Mie Boraks Kembali Beredar Luas

JAKARTA – Peredaran mie dengan kandungan zat kimia berbahaya jenis formalin dan boraks kembali jadi sorotan. Keberadaannya pun kembali diungkap aparat kepolisian.

Karo Penmas Divisi Humas Polri Brigjen Dedi Prasetyo menyampaikan, pihaknya meringkus tiga tersangka di tiga lokasi berbeda. Pabrik pembuatan mie dengan bahan berbahaya ini nyatanya telah beroperasi selama dua tahun.

“Pabriknya ini per hari menghasilkan sekitar 5 ton mie,” tutur Dedi di Bareskrim Polri, Jakarta Selatan, Senin (16/9/2019).

Dedi menyebut, lokasi pemasaran mie dengan bahan formalin ini mencakup DKI Jakarta dan sejumlah kawasan di Jawa Barat, meliputi Bandung, Cianjur, Bogor, Bekasi, dan Sukabumi.

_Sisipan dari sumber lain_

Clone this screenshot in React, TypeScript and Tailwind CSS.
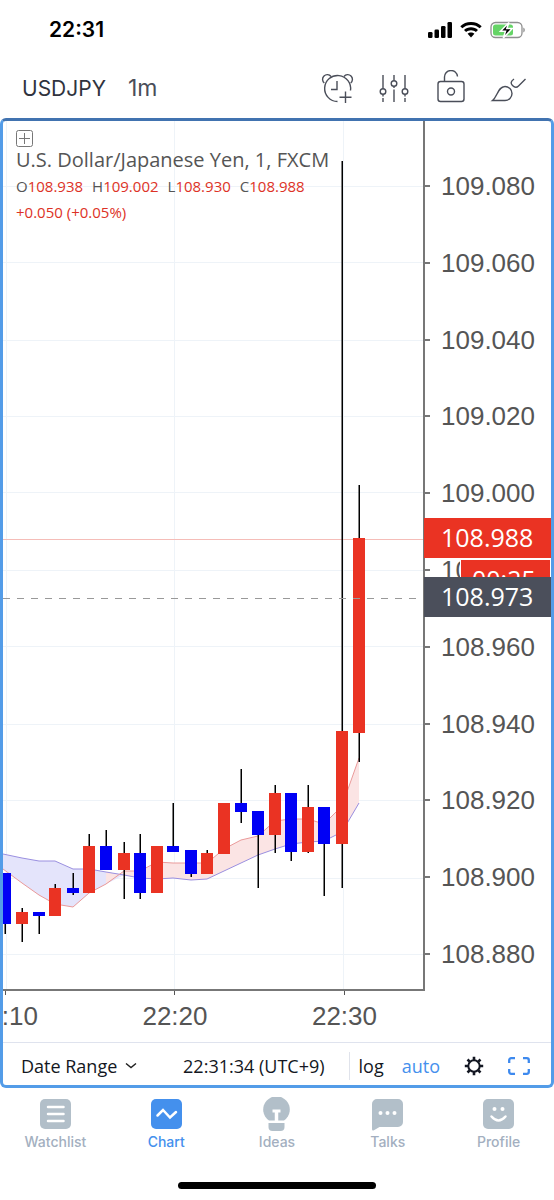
import type { ReactNode } from "react";

type Candle = {
  x: number;
  high: number;
  low: number;
  top: number;
  bottom: number;
  up: boolean;
};

// Values are in the units of the plot's viewBox (420 x 868)
const candles: Candle[] = [
  { x: 2, high: 752, low: 813, top: 752, bottom: 803, up: false },
  { x: 19, high: 787, low: 821, top: 791, bottom: 803, up: true },
  { x: 36, high: 791, low: 813, top: 791, bottom: 795, up: false },
  { x: 52, high: 763, low: 795, top: 767, bottom: 795, up: true },
  { x: 70, high: 752, low: 774, top: 767, bottom: 772, up: false },
  { x: 86, high: 713, low: 772, top: 725, bottom: 772, up: true },
  { x: 103, high: 709, low: 749, top: 725, bottom: 749, up: false },
  { x: 121, high: 721, low: 778, top: 732, bottom: 749, up: true },
  { x: 137, high: 713, low: 778, top: 732, bottom: 772, up: false },
  { x: 154, high: 725, low: 772, top: 725, bottom: 772, up: true },
  { x: 170, high: 682, low: 731, top: 725, bottom: 731, up: false },
  { x: 188, high: 729, low: 756, top: 729, bottom: 753, up: false },
  { x: 204, high: 729, low: 753, top: 732, bottom: 753, up: true },
  { x: 221, high: 682, low: 733, top: 682, bottom: 733, up: true },
  { x: 238, high: 648, low: 702, top: 682, bottom: 691, up: false },
  { x: 255, high: 690, low: 767, top: 690, bottom: 714, up: false },
  { x: 272, high: 664, low: 732, top: 672, bottom: 714, up: true },
  { x: 288, high: 672, low: 740, top: 672, bottom: 731, up: false },
  { x: 305, high: 664, low: 732, top: 686, bottom: 731, up: true },
  { x: 321, high: 686, low: 775, top: 686, bottom: 723, up: false },
  { x: 339, high: 40, low: 767, top: 610, bottom: 723, up: true },
  { x: 356, high: 364, low: 641, top: 417, bottom: 612, up: true },
];

const slowLine =
  "0,733 19,737 36,740 52,740 70,748 86,748 103,751 121,754 137,757 154,758 170,757 188,759 204,758 221,750 238,742 255,734 272,728 288,723 305,721 321,720 339,711 356,682";
const fastLine =
  "0,748 19,762 36,774 52,783 70,786 86,772 103,763 121,750 137,750 154,741 170,742 188,742 204,742 221,728 238,719 255,715 272,700 288,698 305,698 321,703 339,685 356,637";

const gridRows = [65, 141, 219, 295, 371, 449, 525, 603, 679, 757, 833];
const gridColumns = [3, 171, 340];

const prices = [
  "109.080",
  "109.060",
  "109.040",
  "109.020",
  "109.000",
  "108.980",
  "108.960",
  "108.940",
  "108.920",
  "108.900",
  "108.880",
];

const times = [":10", "22:20", "22:30"];

const quotes = [
  { label: "O", value: "108.938" },
  { label: "H", value: "109.002" },
  { label: "L", value: "108.930" },
  { label: "C", value: "108.988" },
];

const StatusBar = () => {
  return (
    <div className="flex h-[60px] items-center justify-between pl-[49px] pr-7">
      <span className="text-[21px] font-semibold text-black">22:31</span>
      <div className="flex items-center gap-2">
        <svg width="24" height="16" viewBox="0 0 24 16">
          <rect x="0" y="10" width="4.500" height="6" rx="1.3" />
          <rect x="6.500" y="7.5" width="4.500" height="8.5" rx="1.3" />
          <rect x="13" y="4" width="4.500" height="12" rx="1.3" />
          <rect x="19.500" y="0" width="4.500" height="16" rx="1.3" />
        </svg>
        <svg width="22" height="16" viewBox="0 0 22 16">
          <path d="M11 0C6.800 0 3 1.600 0.300 4.200l2 2.100C4.600 4.200 7.600 3 11 3s6.400 1.200 8.700 3.300l2-2.100C19 1.600 15.200 0 11 0z" />
          <path d="M11 5.200c-2.700 0-5.200 1-7 2.700l2.100 2.200C7.400 8.900 9.100 8.200 11 8.200s3.600.7 4.900 1.900L18 7.900c-1.800-1.700-4.300-2.700-7-2.700z" />
          <path d="M11 10.500c-1.300 0-2.500.5-3.400 1.300L11 15.500l3.400-3.700c-.9-.8-2.100-1.300-3.400-1.300z" />
        </svg>
        <svg width="36" height="18" viewBox="0 0 36 18">
          <rect
            x="1"
            y="1.500"
            width="31"
            height="15"
            rx="4.500"
            fill="none"
            stroke="#8f8f8f"
            strokeWidth="1.300"
          />
          <path d="M33.300 6.500v5c1-.5 1.500-1.500 1.500-2.500s-.5-2-1.500-2.500z" fill="#8f8f8f" />
          <rect x="3" y="3.500" width="20" height="11" rx="2.500" fill="#65d466" />
          <path
            d="M19 1.500l-8.500 8.800h5L13.300 17l8.900-9.400h-5.400z"
            fill="#000"
            stroke="#fff"
            strokeWidth="1.500"
          />
        </svg>
      </div>
    </div>
  );
};

const ToolButton = ({
  label,
  children,
}: {
  label: string;
  children: ReactNode;
}) => {
  return (
    <button type="button" aria-label={label}>
      <svg
        width="36"
        height="36"
        viewBox="0 0 36 36"
        fill="none"
        stroke="#4a4e59"
        strokeWidth="1.400"
      >
        {children}
      </svg>
    </button>
  );
};

const Toolbar = () => {
  return (
    <header className="flex h-[58px] items-center justify-between pb-0.5 pl-[22px] pr-7 text-[#4a4e59]">
      <div className="flex items-baseline gap-[22px]">
        <button type="button" className="text-[21px] text-[#30333e]">
          USDJPY
        </button>
        <button type="button" className="text-[23px]">
          1m
        </button>
      </div>
      <div className="flex gap-[21px]">
        <ToolButton label="Add alert">
          <path d="M18.500 31.500a13 13 0 1 1 13-11" />
          <path d="M18 11v8.500h-6M26.500 21.500v11.500M20.500 27.300h12" />
          <path d="M5.300 13a4.700 4.700 0 1 1 6.700-6.500M25 6.500a4.700 4.700 0 1 1 6.700 6.500" />
        </ToolButton>
        <ToolButton label="Indicators">
          <path d="M7 5v13.700M7 24.300v2.200M7 28v4M18 5v5.700M18 16.300v1.700M18 19.500V32M29 5v13.700M29 24.300v2.200M29 28v4" />
          <circle cx="7" cy="21.500" r="2.800" />
          <circle cx="18" cy="13.500" r="2.800" />
          <circle cx="29" cy="21.500" r="2.800" />
        </ToolButton>
        <ToolButton label="Lock drawings">
          <rect x="5" y="11.500" width="26" height="20" rx="2.500" />
          <circle cx="18" cy="21.500" r="3.500" />
          <path d="M11.500 11.500V7.500a6.500 6.500 0 0 1 13-1" />
        </ToolButton>
        <ToolButton label="Draw">
          <path d="M2.500 30.500C7.500 26.500 8 16.500 15 16.500a7 7 0 0 1 0 14z" />
          <path d="M24 9c-3.500 2.500-3.500 4.500-1.500 6.500 2 2 4 2.500 6 .5L35.500 9" />
        </ToolButton>
      </div>
    </header>
  );
};

const Plot = () => {
  return (
    <svg
      className="block h-full w-full"
      viewBox="0 0 420 868"
      preserveAspectRatio="none"
      role="img"
      aria-label="USDJPY one minute candles"
    >
      {gridRows.map((y) => (
        <rect key={y} x="0" y={y} width="420" height="1" fill="#eef3f8" />
      ))}
      {gridColumns.map((x) => (
        <rect key={x} x={x} y="0" width="1" height="868" fill="#eef3f8" />
      ))}
      <polygon
        points="0,733 19,737 36,740 52,740 70,748 86,748 103,751 121,754 103,763 86,772 70,786 52,783 36,774 19,762 0,748"
        fill="#e4e4fb"
      />
      <polygon
        points="103,751 121,754 137,757 154,758 170,757 188,759 204,758 221,750 238,742 255,734 272,728 288,723 305,721 321,720 339,711 356,682 356,637 339,685 321,703 305,698 288,698 272,700 255,715 238,719 221,728 204,742 188,742 170,742 154,741 137,750 121,750 103,763"
        fill="#fbe4e4"
      />
      <polyline points={slowLine} fill="none" stroke="#9a8fe0" />
      <polyline points={fastLine} fill="none" stroke="#ea9a9a" />
      <rect x="0" y="418" width="420" height="1" fill="#f5bdb8" />
      {candles.map((candle) => (
        <g key={candle.x}>
          <rect
            x={candle.x - 0.500}
            y={candle.high}
            width="1.500"
            height={candle.low - candle.high}
            fill="#000"
          />
          <rect
            x={candle.x - 6}
            y={candle.top}
            width="12"
            height={candle.bottom - candle.top}
            fill={candle.up ? "#ea3323" : "#0000f5"}
          />
        </g>
      ))}
      <path d="M0 477.500H420" stroke="#999" strokeDasharray="7 7" />
    </svg>
  );
};

const Legend = () => {
  return (
    <div className="absolute left-[13px] top-2 font-['Open_Sans',sans-serif] text-[#555]">
      <button type="button" aria-label="Expand legend" className="block">
        <svg width="18" height="18" viewBox="0 0 18 18" fill="none" stroke="#777">
          <rect x="0.500" y="1.500" width="16" height="16" rx="2" />
          <path d="M8.500 4v11M3 9.500h11" />
        </svg>
      </button>
      <h1 className="whitespace-nowrap text-[20px] leading-[26px]">
        U.S. Dollar/Japanese Yen, 1, FXCM
      </h1>
      <div className="flex gap-[9px] text-[15px] leading-[26px]">
        {quotes.map((quote) => (
          <span key={quote.label}>
            {quote.label}
            <span className="text-[#dd3226]">{quote.value}</span>
          </span>
        ))}
      </div>
      <p className="text-[15px] leading-[26px] text-[#dd3226]">
        +0.050 (+0.05%)
      </p>
    </div>
  );
};

const PriceAxis = () => {
  return (
    <div className="relative w-[126px] shrink-0 text-[26px] leading-[30px]">
      <ul className="flex h-full flex-col justify-between pb-[22px] pt-[50px]">
        {prices.map((price) => (
          <li key={price} className="flex items-center gap-[11px]">
            <span className="h-[2px] w-[5px] bg-[#777]" />
            {price}
          </li>
        ))}
      </ul>
      <div className="absolute right-0 top-[438px] h-10 w-[91px] border border-white bg-[#ea3323] pl-[11px] font-['Open_Sans',sans-serif] text-[25px] leading-[38px] text-white">
        00:25
      </div>
      <div className="absolute -left-px right-0 top-[397px] h-10 bg-[#ea3323] pl-[17px] font-['Open_Sans',sans-serif] text-[25px] leading-[38px] text-white">
        108.988
      </div>
      <div className="absolute -left-px right-0 top-[456px] h-10 bg-[#4b4f5b] pl-[17px] font-['Open_Sans',sans-serif] text-[25px] leading-[38px] text-white">
        108.973
      </div>
    </div>
  );
};

const TimeAxis = () => {
  return (
    <div className="h-[51px] overflow-hidden">
      <ul className="-ml-[31px] mr-[174px] flex justify-between text-[26px] leading-[30px]">
        {times.map((time) => (
          <li key={time} className="flex w-[66px] flex-col items-center gap-1.5">
            <span className="h-1 w-px bg-[#555]" />
            <span className="w-full text-right">{time}</span>
          </li>
        ))}
      </ul>
    </div>
  );
};

const BottomBar = () => {
  return (
    <div className="flex h-[43px] items-center border-t border-[#dfe3ee] pl-[18px] pr-[21px] pt-1 font-['Open_Sans',sans-serif] text-lg text-[#131722]">
      <button type="button" className="flex items-center gap-2">
        Date Range
        <svg width="12" height="6" viewBox="0 0 12 6" fill="none" stroke="#222">
          <path d="M1 0.500l5 4 5-4" strokeWidth="1.400" />
        </svg>
      </button>
      <button type="button" className="ml-auto mr-6">
        22:31:34 (UTC+9)
      </button>
      <div className="flex items-center gap-6">
        <div className="flex items-center gap-[18px] border-l border-[#e0e3eb] pl-[9px]">
          <button type="button">log</button>
          <button type="button" className="text-[#4490ed]">
            auto
          </button>
        </div>
        <button type="button" aria-label="Chart settings">
          <svg width="20" height="20" viewBox="0 0 20 20" fill="none" stroke="#131722">
            <circle cx="10" cy="10" r="5.700" strokeWidth="2" />
            <path
              d="M10 0.800v3.500M10 15.700v3.500M0.800 10H4.300M15.700 10h3.500M3.500 3.500l2.200 2.200M14.300 14.300l2.200 2.200M3.500 16.500l2.200-2.200M14.300 5.700l2.200-2.200"
              strokeWidth="2.600"
            />
          </svg>
        </button>
        <button type="button" aria-label="Full screen">
          <svg width="22" height="18" viewBox="0 0 22 18" fill="none" stroke="#3d89ee">
            <path
              d="M1.200 6V3.200a2 2 0 0 1 2-2H7M15 1.200h3.800a2 2 0 0 1 2 2V6M20.800 12v2.800a2 2 0 0 1-2 2H15M7 16.800H3.200a2 2 0 0 1-2-2V12"
              strokeWidth="2.300"
            />
          </svg>
        </button>
      </div>
    </div>
  );
};

const tabs: { label: string; active?: boolean; icon: ReactNode }[] = [
  {
    label: "Watchlist",
    icon: (
      <>
        <rect x="1" y="2" width="31" height="30" rx="5" fill="currentColor" />
        <path
          d="M9 10h15.500M9 17h15.500M9 24h15.500"
          stroke="#fff"
          strokeWidth="2.500"
          strokeLinecap="round"
        />
      </>
    ),
  },
  {
    label: "Chart",
    active: true,
    icon: (
      <>
        <rect x="1" y="2" width="31" height="30" rx="5" fill="currentColor" />
        <path
          d="M7.500 18.500l5.500-5.500 7 7.500 6-5.500"
          fill="none"
          stroke="#fff"
          strokeWidth="2.500"
          strokeLinecap="round"
        />
      </>
    ),
  },
  {
    label: "Ideas",
    icon: (
      <>
        <path
          d="M9 23.500a13.300 13.300 0 1 1 15 0z"
          fill="currentColor"
        />
        <path d="M8.500 26h16v4a4 4 0 0 1-4 4h-8a4 4 0 0 1-4-4z" fill="currentColor" />
        <path d="M12.500 14h8" stroke="#fff" strokeWidth="3" />
        <path d="M16.500 14v11" stroke="#fff" strokeWidth="3.500" />
      </>
    ),
  },
  {
    label: "Talks",
    icon: (
      <>
        <path
          d="M6 2h21a5 5 0 0 1 5 5v18a5 5 0 0 1-5 5H8.500L2.500 33.500Q1 34 1 32V7a5 5 0 0 1 5-5z"
          fill="currentColor"
        />
        <circle cx="9.500" cy="16" r="2" fill="#fff" />
        <circle cx="16.500" cy="16" r="2" fill="#fff" />
        <circle cx="23.500" cy="16" r="2" fill="#fff" />
      </>
    ),
  },
  {
    label: "Profile",
    icon: (
      <>
        <rect x="1" y="2" width="31" height="30" rx="5" fill="currentColor" />
        <circle cx="12.500" cy="12" r="2" fill="#fff" />
        <circle cx="20.500" cy="12" r="2" fill="#fff" />
        <path
          d="M9.500 19.500q7 8 14 0"
          fill="none"
          stroke="#fff"
          strokeWidth="2.500"
          strokeLinecap="round"
        />
      </>
    ),
  },
];

const TabBar = () => {
  return (
    <nav className="grid grid-cols-5 pt-[9px]">
      {tabs.map((tab) => (
        <a
          key={tab.label}
          href="#"
          className={
            tab.active
              ? "flex flex-col items-center gap-px text-[#4490ed]"
              : "flex flex-col items-center gap-px text-[#b2bfc9]"
          }
        >
          <svg width="33" height="36" viewBox="0 0 33 36">
            {tab.icon}
          </svg>
          <span
            className={
              tab.active
                ? "text-[14px] font-medium leading-4"
                : "text-[14px] font-medium leading-4 text-[#a3afc0]"
            }
          >
            {tab.label}
          </span>
        </a>
      ))}
    </nav>
  );
};

export default function App() {
  return (
    <div className="flex min-h-screen flex-col bg-white font-['Inter',sans-serif]">
      <StatusBar />
      <Toolbar />
      <main className="flex flex-col overflow-hidden rounded-md border-[3px] border-[#539ce8] border-t-[#4173b0] font-['Liberation_Sans',Arial,sans-serif] text-[#555]">
        <div className="flex h-[870px]">
          <div className="relative min-w-0 flex-1 border-b-2 border-r-2 border-b-[#777] border-r-[#777]">
            <Plot />
            <Legend />
          </div>
          <PriceAxis />
        </div>
        <TimeAxis />
        <BottomBar />
      </main>
      <TabBar />
      <div className="mx-auto mb-[11px] mt-auto h-[7px] w-[198px] rounded-full bg-black" />
    </div>
  );
}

“Ini digunakan biasanya mie bogor, mie di bakso, kemudian bahan makanan dengan mie lainnya,” jelas Dedi.

Wadirtipidter Bareskrim Polri Kombes Agung Budijono menambahkan, pihaknya melakukan pengintaian terhadap tiga pelaku selama dua minggu. Hasilnya, penangkapan dilakukan di Citamiang, Sukabumi, Jawa Barat, pada Kamis 5 September 2019 dengan tersangka berinisial M (57).

Kemudian tersangka AS (53) dibekuk di Karang Tengah, Cianjur, Jawa Barat. Selanjutnya RH (39) ditangkap di Cugenang, Cianjur, Jawa Barat.

“Di salah satu TKP menggunakan boraks, dicampur dalam mesin pengaduk adonan, kemudian adonan tersebut dicetak dalam mesin pencetak mie,” kata Agung.

Masyarakat pun diminta waspada dengan peredaran mie berbahan formalin dan borak ini. Terlebih dalam kasus ini, sulit membedakan antara mie berbahan baku aman konsumsi dengan yang mengandung zat kimia berbahaya.

“Secara kasat mata nggak keliatan. Tapi bisa dicek lewat tekstur kekenyalannya,” Agung menandaskan.

Para tersangka dikenakan Pasal 136 huruf b Undang-Undang Nomor 18 Tahun 2012 tentang Pangan dengan ancaman hukuman pidana penjara paling lama 5 tahun atau denda paling banyak Rp 10 miliar dan Pasal 8 ayat (1) huruf 3 Jo Pasal 62 ayat (1) Undang-Undang Nomor 8 Tahun 1999 tentang Perlindungan Konsumen dengan ancaman pidana penjara paling lama 5 tahun atau pidana denda paling banyak Rp 2 miliar. (bbs/yan).